# Start of RECORDS FOR THIS EXERCISE

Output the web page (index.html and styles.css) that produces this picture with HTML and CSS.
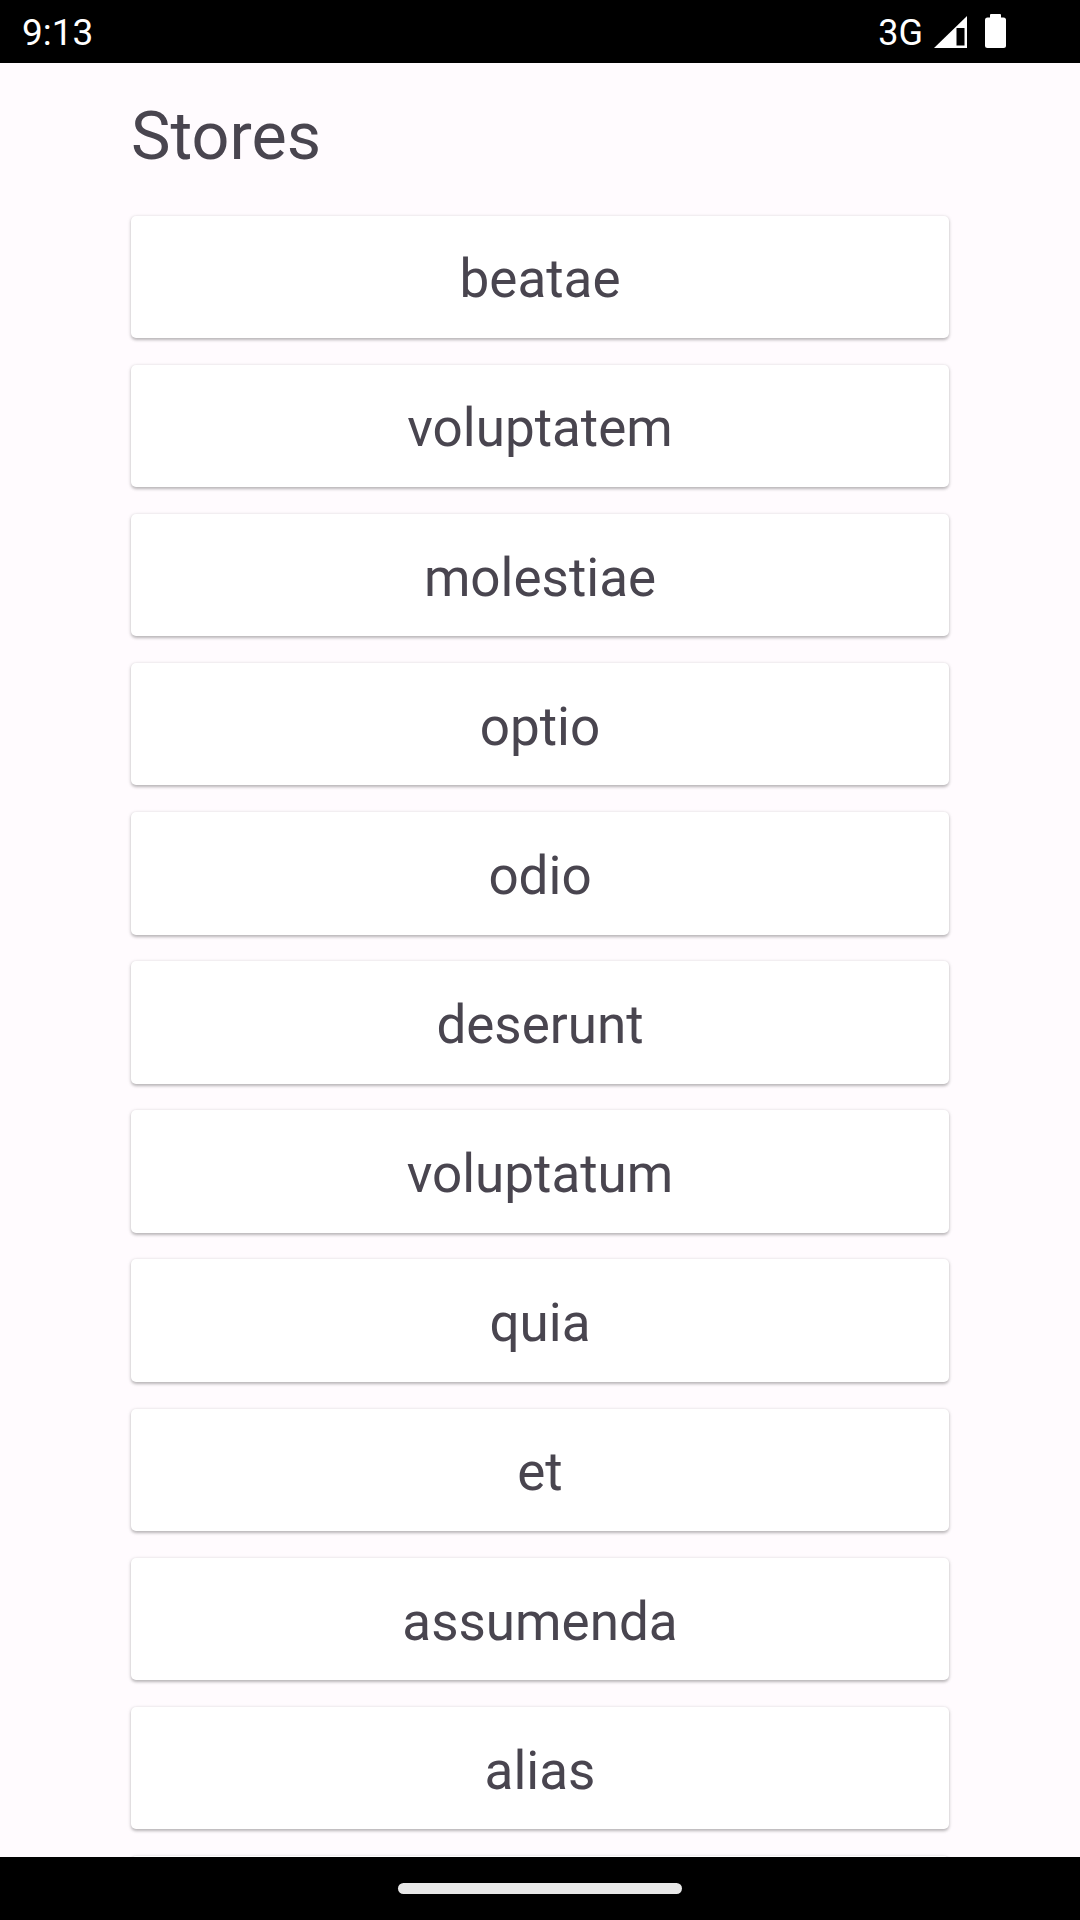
FILE: index.html
```html
<!DOCTYPE html>
<html>
<head>
<meta charset="utf-8">
<link rel="stylesheet" href="styles.css">
</head>
<body>
<div class="screen">
  <div class="status-bar">
    <span class="time">9:13</span>
    <div class="status-icons">
      <span class="net">3G</span>
      <svg class="signal" width="34" height="32" viewBox="0 0 34 32">
        <path d="M0 32 L33 0 L33 32 Z" fill="#fff"/>
        <rect x="22.5" y="12" width="8" height="17.5" fill="#000"/>
      </svg>
      <svg class="battery" width="21" height="34" viewBox="0 0 21 34">
        <rect x="5" y="0" width="11" height="5" rx="1" fill="#fff"/>
        <rect x="0" y="3.5" width="21" height="30.5" rx="2.5" fill="#fff"/>
      </svg>
    </div>
  </div>
  <main class="content">
    <h1 class="title">Stores</h1>
    <ul class="store-list">
      <li class="store-card">beatae</li>
      <li class="store-card">voluptatem</li>
      <li class="store-card">molestiae</li>
      <li class="store-card">optio</li>
      <li class="store-card">odio</li>
      <li class="store-card">deserunt</li>
      <li class="store-card">voluptatum</li>
      <li class="store-card">quia</li>
      <li class="store-card">et</li>
      <li class="store-card">assumenda</li>
      <li class="store-card">alias</li>
      <li class="store-card"></li>
    </ul>
  </main>
  <div class="nav-bar"><div class="handle"></div></div>
</div>
</body>
</html>
```
FILE: styles.css
```css
* { box-sizing: border-box; }
html, body {
  margin: 0;
  padding: 0;
  background: #fffbfe;
}
body {
  font-family: Roboto, "Noto Sans", sans-serif;
  width: 1080px;
  height: 1920px;
  overflow: hidden;
}
.screen {
  position: relative;
  width: 1080px;
  height: 1920px;
  overflow: hidden;
  background: #fffbfe;
}
.status-bar {
  height: 63px;
  background: #000;
  color: #fff;
  display: flex;
  align-items: center;
  justify-content: space-between;
  padding: 0 74px 0 22px;
}
.time {
  font-size: 37px;
  line-height: 1;
  padding-top: 2px;
}
.status-icons {
  display: flex;
  align-items: center;
}
.net {
  font-size: 36px;
  line-height: 1;
  padding-top: 2px;
  margin-right: 11px;
}
.signal {
  display: block;
  margin-right: 17px;
}
.battery {
  display: block;
  margin-top: -2px;
}
.content {
  padding: 35px 131px 0 131px;
}
.title {
  margin: 0 0 40.5px 0;
  font-weight: 400;
  font-size: 66.5px;
  line-height: 77px;
  color: #49454f;
  letter-spacing: 0;
}
.store-list {
  list-style: none;
  margin: 0;
  padding: 0;
  display: flex;
  flex-direction: column;
  gap: 26.65px;
}
.store-card {
  height: 122.5px;
  background: #fff;
  border-radius: 5px;
  box-shadow: 0 1.5px 3px rgba(0,0,0,0.24), 0 1px 5px rgba(0,0,0,0.08);
  display: flex;
  align-items: center;
  justify-content: center;
  padding-top: 5px;
  font-size: 53px;
  line-height: 62px;
  color: #49454f;
}
.nav-bar {
  position: absolute;
  left: 0;
  right: 0;
  bottom: 0;
  height: 63px;
  background: #000;
  display: flex;
  justify-content: center;
  padding-top: 26px;
}
.handle {
  width: 284px;
  height: 11px;
  border-radius: 6px;
  background: #e8e8e8;
}
```
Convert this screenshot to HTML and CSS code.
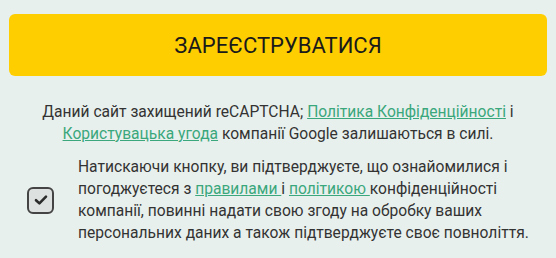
FILE: index.html
```html
<!DOCTYPE html>
<html lang="uk">
<head>
    <meta charset="UTF-8">
    <meta name="viewport" content="width=device-width, initial-scale=1.0">
    <title>Реєстрація</title>
    <link rel="stylesheet" href="styles.css">
</head>
<body>

    <!-- Submit -->
    <button class="register-btn" type="submit">Зареєструватися</button>

    <!-- reCAPTCHA note -->
    <p class="captcha-note">
        Даний сайт захищений reCAPTCHA; <a href="#">Політика Конфіденційності</a> і
        <a href="#">Користувацька угода</a> компанії Google залишаються в силі.
    </p>

    <!-- Agreement -->
    <label class="agree">
        <span class="agree-box">
            <svg width="16" height="16" viewBox="0 0 16 16">
                <path d="M3 8.2 L6.4 11.4 L13 4.6" fill="none" stroke="#2b2b2b" stroke-width="2.6" stroke-linecap="round" stroke-linejoin="round"/>
            </svg>
        </span>
        <span class="agree-text">
            Натискаючи кнопку, ви підтверджуєте, що ознайомилися і погоджуєтеся з
            <a href="#">правилами&nbsp;</a>і <a href="#">політикою&nbsp;</a>конфіденційності компанії, повинні надати
            свою згоду на обробку ваших персональних даних а також підтверджуєте своє повноліття.
        </span>
    </label>

</body>
</html>
```

FILE: styles.css
```css
body {
    margin: 0;
    padding: 14px 9px;
    background-color: #e8f0ed;
    font-family: Roboto, "Liberation Sans", sans-serif;
    color: #333;
}

.register-btn {
    display: block;
    width: 100%;
    height: 62px;
    border: none;
    border-radius: 6px;
    background-color: #ffce00;
    color: #1a1a1a;
    font-family: inherit;
    font-size: 22px;
    text-transform: uppercase;
    cursor: pointer;
}

a {
    color: #3aa77c;
    text-decoration: underline;
}

.captcha-note {
    margin: 25px 0 0;
    padding: 0 24px;
    text-align: center;
    font-size: 15.6px;
    line-height: 22px;
}

.agree {
    display: flex;
    align-items: center;
    margin-top: 11px;
    padding-left: 18px;
    cursor: pointer;
}

.agree-box {
    flex-shrink: 0;
    display: flex;
    align-items: center;
    justify-content: center;
    width: 23px;
    height: 23px;
    border: 2px solid #444;
    border-radius: 6px;
    background-color: #dde2e0;
    margin-right: 24px;
}

.agree-text {
    font-size: 15.6px;
    line-height: 22px;
    padding-right: 10px;
}
```
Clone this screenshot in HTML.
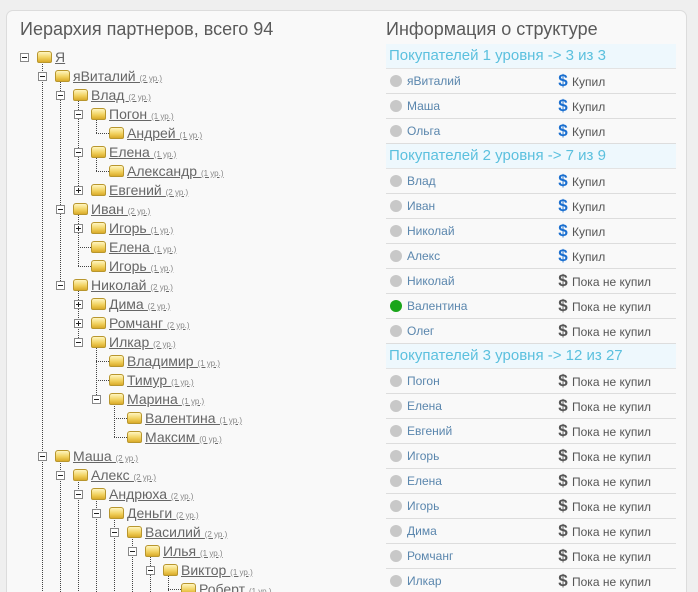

# End of RECORDS FOR THIS EXERCISE

=== GOAL ===
Show the lines from the data above that contain the string "styles".

=== CORRECT ANSWER ===
Output the web page (index.html and styles.css) that produces this picture with HTML and CSS.
<link rel="stylesheet" href="styles.css">
FILE: styles.css
    <link rel="stylesheet" href="styles.css">
FILE: styles.css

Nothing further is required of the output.